Madrid switched to clay in 2009, with Caja Magica serving as the home of one of the best-organized tournaments on both the WTA and ATP circuit. Following that epic semi-final clash with Novak Djokovic, Nadal lost the 2009 final to Roger Federer, winning the crown a year later and suffering another title match loss to Novak Djokovic in 2011.
Rafa was the player to beat in the Spanish capital in 2013 and 2014 before Andy Murray halted his streak in the final clash in 2015. Nadal's fifth Madrid Open crown came in 2017 following a win over Dominic Thiem, losing against the Austrian in the quarter-final 12 months later.
In 2019, Nadal suffered another blow in front of the home crowd, losing to Stefanos Tsitsipas 6-4, 2-6, 6-3 in the semis. It was a grueling battle that lasted for two hours and 34 minutes, with Stefanos taking six points less than Rafa and repelling 11 out of 16 break points to stay alive against the mighty opponent.
Rafael Nadal made Madrid debut in 2003, never skipping home Masters 1000 event.
Nadal served at 73%, but that brought him nothing, facing 14 break chances and losing ground against the young opponent who did everything right in sets he won.

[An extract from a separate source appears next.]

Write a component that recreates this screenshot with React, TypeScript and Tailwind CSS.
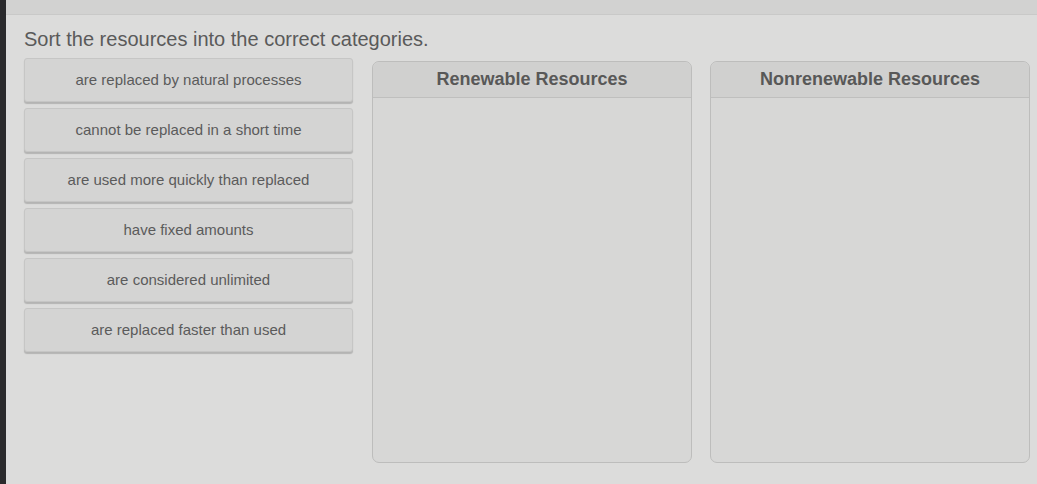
const items = [
  "are replaced by natural processes",
  "cannot be replaced in a short time",
  "are used more quickly than replaced",
  "have fixed amounts",
  "are considered unlimited",
  "are replaced faster than used",
];

const columns = ["Renewable Resources", "Nonrenewable Resources"];

export default function App() {
  return (
    <div
      className="flex h-[484px] w-[1037px] overflow-hidden bg-[#dcdcdb]"
      style={{ fontFamily: '"Liberation Sans", Arial, sans-serif' }}
    >
      <div className="w-[6px] shrink-0 bg-[#2a2a2c]" />
      <div className="flex flex-1 flex-col">
        <div className="h-[15px] bg-[#d2d2d1] border-b border-[#c9c9c8]" />
        <div className="flex flex-1 flex-col pl-[18px] pt-[12px]">
          <h1 className="text-[20px] leading-[24px] text-[#5a5a5a]">
            Sort the resources into the correct categories.
          </h1>
          <div className="mt-[7px] flex gap-[19px]">
            <div className="flex w-[329px] flex-col gap-[6px]">
              {items.map((text) => (
                <div
                  key={text}
                  className="flex h-[44px] items-center justify-center rounded-[3px] border border-[#c6c6c5] bg-[#d4d4d3] text-[15px] text-[#5b5b5b] shadow-[0_2px_1px_rgba(0,0,0,0.18)]"
                >
                  {text}
                </div>
              ))}
            </div>
            {columns.map((name) => (
              <div
                key={name}
                className="mt-[3px] mr-[-1px] flex h-[402px] w-[320px] flex-col rounded-[7px] border border-[#bdbdbc] bg-[#d7d7d6]"
              >
                <div className="flex h-[36px] items-center justify-center rounded-t-[7px] border-b border-[#bfbfbe] bg-[#d0d0cf] text-[18px] font-bold text-[#585858]">
                  {name}
                </div>
                <div className="flex-1" />
              </div>
            ))}
          </div>
        </div>
      </div>
    </div>
  );
}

Stefanos sprayed almost 30 forehand unforced errors but tamed his shots to deliver 32 winners, leaving Nadal on a 28-31 ratio, which wasn't enough for the triumph. Nothing could separate them in the shortest and most extended exchanges, and Stefanos won the battle in those rallies between five and eight shots, returning well and keeping his backhand safe to find the way towards the finish line.
"Rafael Nadal gives the Madrid Open a new dimension year after year. I will do my best to sign Rafa for the 2021 edition; I know how important the clay swing is for him. As the Mutua Madrid Open tournament director, seeing Nadal in the draw would make me very happy," Feliciano Lopez said.